* _Written exercise_: Extract every line of the material that holds the string "components".

* _Available data_:
_ _ _ _ _ _ _
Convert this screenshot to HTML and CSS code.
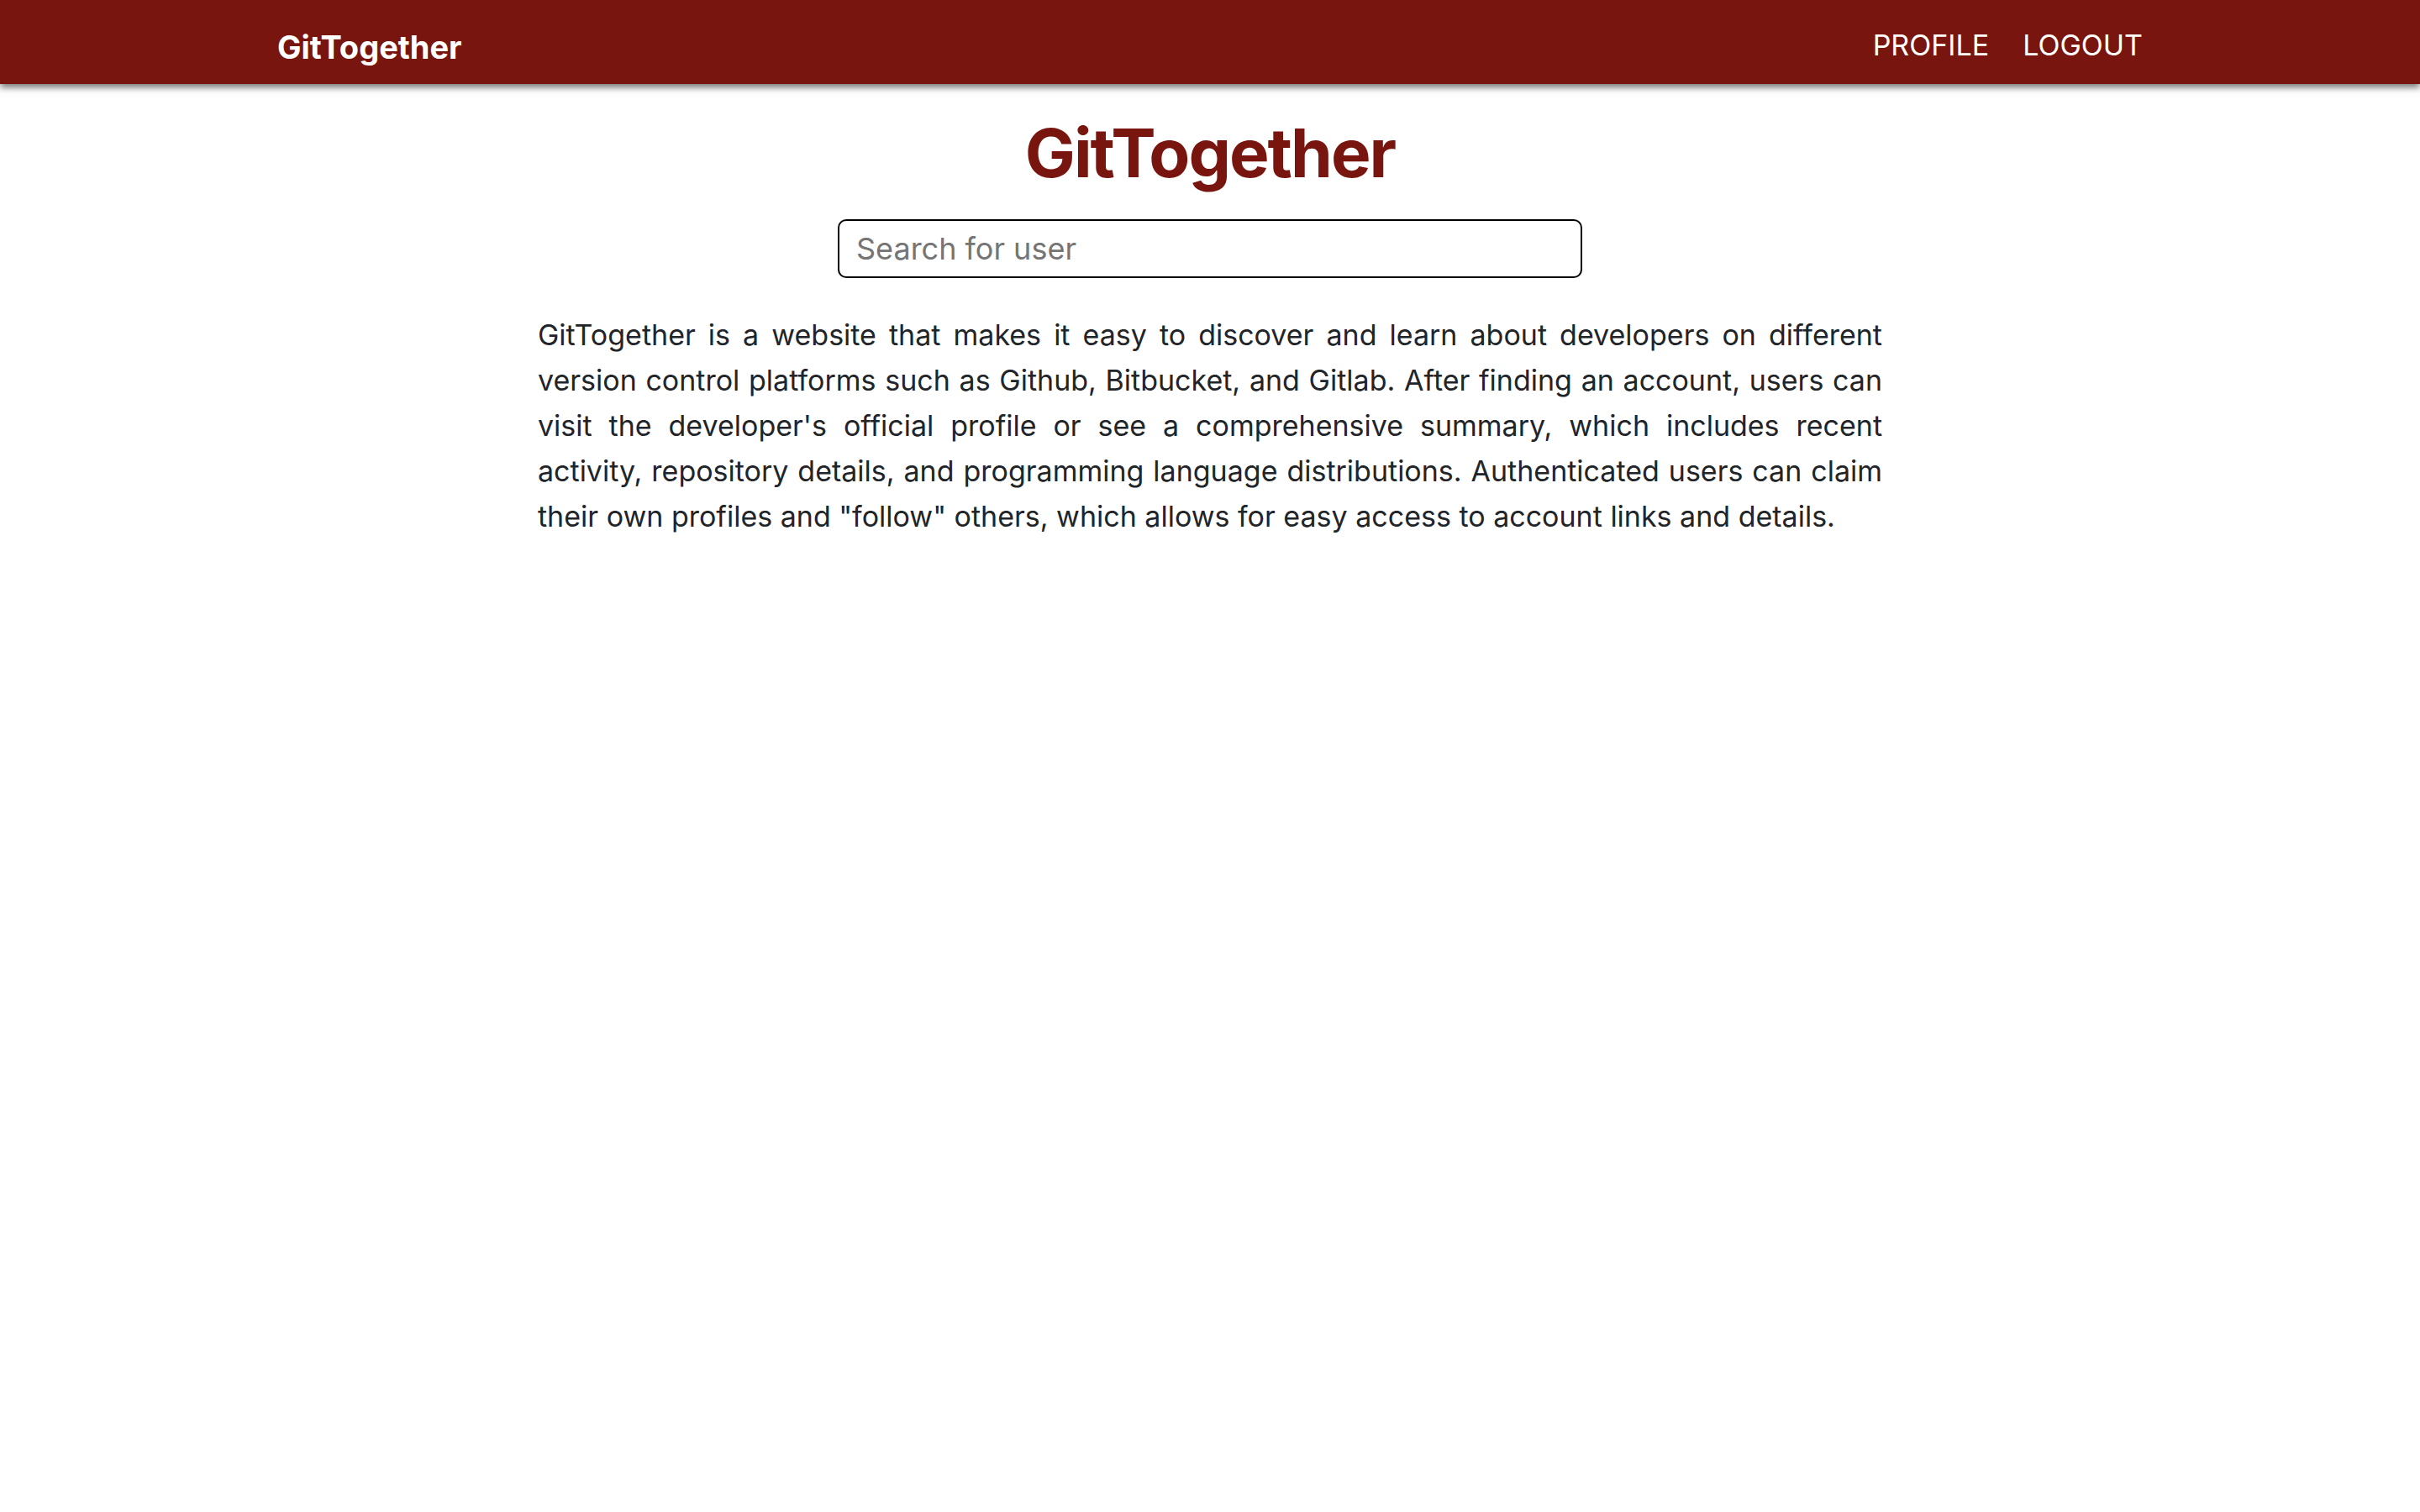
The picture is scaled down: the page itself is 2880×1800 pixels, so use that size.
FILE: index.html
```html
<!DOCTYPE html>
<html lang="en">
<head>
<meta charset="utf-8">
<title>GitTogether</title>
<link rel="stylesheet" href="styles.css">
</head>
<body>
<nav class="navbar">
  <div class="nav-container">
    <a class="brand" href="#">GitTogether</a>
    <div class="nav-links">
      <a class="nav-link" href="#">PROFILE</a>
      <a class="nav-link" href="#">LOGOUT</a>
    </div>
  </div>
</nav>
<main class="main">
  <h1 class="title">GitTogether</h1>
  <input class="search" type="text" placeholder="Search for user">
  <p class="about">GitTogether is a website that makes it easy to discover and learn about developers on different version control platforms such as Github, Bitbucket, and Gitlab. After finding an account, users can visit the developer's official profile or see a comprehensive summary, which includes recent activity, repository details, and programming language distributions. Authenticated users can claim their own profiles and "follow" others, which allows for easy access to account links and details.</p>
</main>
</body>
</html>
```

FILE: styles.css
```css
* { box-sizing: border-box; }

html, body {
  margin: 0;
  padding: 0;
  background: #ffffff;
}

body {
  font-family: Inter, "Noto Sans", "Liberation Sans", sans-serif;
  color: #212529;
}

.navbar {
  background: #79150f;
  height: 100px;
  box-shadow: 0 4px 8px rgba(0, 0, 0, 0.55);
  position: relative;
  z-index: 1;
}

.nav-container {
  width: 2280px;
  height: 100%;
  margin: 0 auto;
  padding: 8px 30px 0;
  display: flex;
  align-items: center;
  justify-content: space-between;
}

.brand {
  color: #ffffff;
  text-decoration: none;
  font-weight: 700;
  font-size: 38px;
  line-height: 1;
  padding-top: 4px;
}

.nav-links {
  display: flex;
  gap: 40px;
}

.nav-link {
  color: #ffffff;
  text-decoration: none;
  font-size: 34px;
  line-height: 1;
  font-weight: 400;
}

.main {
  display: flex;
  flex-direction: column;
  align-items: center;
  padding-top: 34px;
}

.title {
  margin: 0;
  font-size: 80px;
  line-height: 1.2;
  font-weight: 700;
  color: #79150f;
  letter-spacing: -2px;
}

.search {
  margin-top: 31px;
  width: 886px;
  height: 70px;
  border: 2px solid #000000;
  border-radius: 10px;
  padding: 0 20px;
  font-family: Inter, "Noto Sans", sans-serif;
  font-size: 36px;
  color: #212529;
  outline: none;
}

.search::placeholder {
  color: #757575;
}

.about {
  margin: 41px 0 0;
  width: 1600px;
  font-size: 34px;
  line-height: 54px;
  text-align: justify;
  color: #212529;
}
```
_ _ _ _ _ _ _
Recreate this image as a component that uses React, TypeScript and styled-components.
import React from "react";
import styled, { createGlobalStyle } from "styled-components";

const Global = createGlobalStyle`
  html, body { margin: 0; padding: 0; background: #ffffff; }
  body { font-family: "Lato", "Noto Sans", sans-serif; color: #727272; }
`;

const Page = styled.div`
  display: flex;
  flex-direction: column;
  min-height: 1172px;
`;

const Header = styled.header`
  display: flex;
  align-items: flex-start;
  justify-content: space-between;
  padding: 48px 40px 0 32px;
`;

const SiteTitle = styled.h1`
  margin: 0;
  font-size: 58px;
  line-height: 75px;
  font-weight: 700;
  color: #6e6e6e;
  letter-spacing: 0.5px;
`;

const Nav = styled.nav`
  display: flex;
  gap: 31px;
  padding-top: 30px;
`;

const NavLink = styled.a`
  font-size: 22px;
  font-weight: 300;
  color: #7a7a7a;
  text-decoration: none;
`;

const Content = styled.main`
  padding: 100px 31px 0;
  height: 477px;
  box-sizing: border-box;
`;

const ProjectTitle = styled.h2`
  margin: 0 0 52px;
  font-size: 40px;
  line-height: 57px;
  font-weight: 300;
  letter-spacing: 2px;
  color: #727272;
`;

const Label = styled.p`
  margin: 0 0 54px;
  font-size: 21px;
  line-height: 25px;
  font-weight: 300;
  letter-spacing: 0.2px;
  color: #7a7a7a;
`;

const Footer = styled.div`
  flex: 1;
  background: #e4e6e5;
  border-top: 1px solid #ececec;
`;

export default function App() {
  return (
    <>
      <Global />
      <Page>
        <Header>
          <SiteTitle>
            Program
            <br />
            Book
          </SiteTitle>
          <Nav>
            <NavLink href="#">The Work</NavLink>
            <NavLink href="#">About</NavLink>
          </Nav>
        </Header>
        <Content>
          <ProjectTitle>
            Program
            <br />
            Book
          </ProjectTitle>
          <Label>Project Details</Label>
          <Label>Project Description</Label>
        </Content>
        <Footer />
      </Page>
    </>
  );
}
_ _ _ _ _ _ _
* _Solution to the problem_:
Recreate this image as a component that uses React, TypeScript and styled-components.
import styled, { createGlobalStyle } from "styled-components";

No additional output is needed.